REVERB: Brent Amaker’s Concept Country

His shitkicker satire is part band, part performance art.

“We’re not just a band,” says Brent Amaker, frontman of country act Brent Amaker & the Rodeo. “We’re a social experiment.” As a country quintet, Amaker, guitarist Steve Davis, bassist Sugar McGuinn, drummer Bryan Crawford, and guitarist Ben Strehle perform in matching cowboy outfits, remaining in character even in places where people don’t like cowboys, or where people love cowboys so much that Amaker and his band aren’t cowboy enough to suit them. But it should be noted that Amaker, even though he’s from Oklahoma, didn’t grow up riding bulls. He grew up in Oklahoma City, has been living in Seattle for well over a decade, has spent most of his music career playing punk music, and prefers vodka and wine to the shots of whiskey his fans buy him after the show.

“My vision for this band is Devo meets Johnny Cash,” Amaker explains. The songs may sound like classic country, but the lyrics—even though they’re still all about whiskey, guns, and women—are satirical, hyperbolic, and on occasion boldly vulgar.
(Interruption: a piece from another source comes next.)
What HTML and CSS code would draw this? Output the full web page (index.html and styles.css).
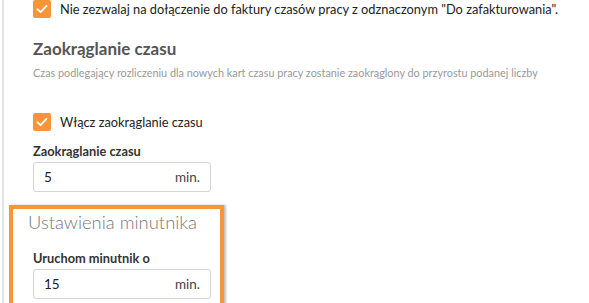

It’s all meant in good fun, but to someone who takes country music seriously, Amaker’s lighthearted concept band might seem offensive.

In “The Man Who Writes the Country Hits,” from the band’s latest Gravewax Records release, Howdy Do!, Amaker sings, “I’m the man who makes your panties wet/So show me your tits”—and sometimes people do. If the band has anything in common with Devo, it’s a sense of showmanship. They’re as much a performance-art group as a band; a typical BA&R show may include a whiskey baptism (in which Amaker pours the baptismal liquid down a lucky audience member’s throat), a burlesque dancer, and varying degrees of spontaneous mayhem. “The art part of this band flies right over hardcore country fans’ heads,” Amaker says.

You don’t have to get the joke to have a good time at a Rodeo show, of course, but it helps. And the art aspect of the band doesn’t end with shows and albums. The band’s next album, Please Stand By, will come with a comic book for adults tentatively titled Mescal de la Muerte. In it, artist Simon Young portrays Brent Amaker & the Rodeo as a group of boozing, womanizing antiheroes; Jay Cynik, a filmmaker who enlisted the band to perform in his recent slasher flick Punch, is writing the script. With it, Amaker hopes to build the following he’s been cultivating since the band’s self-titled first album came out in 2007. “We’re not gonna be the next buzz band in Seattle,” he says. “We’re trying to be a worldwide cult band. In some places, you’re a star just for being five cowboys walking down the street.”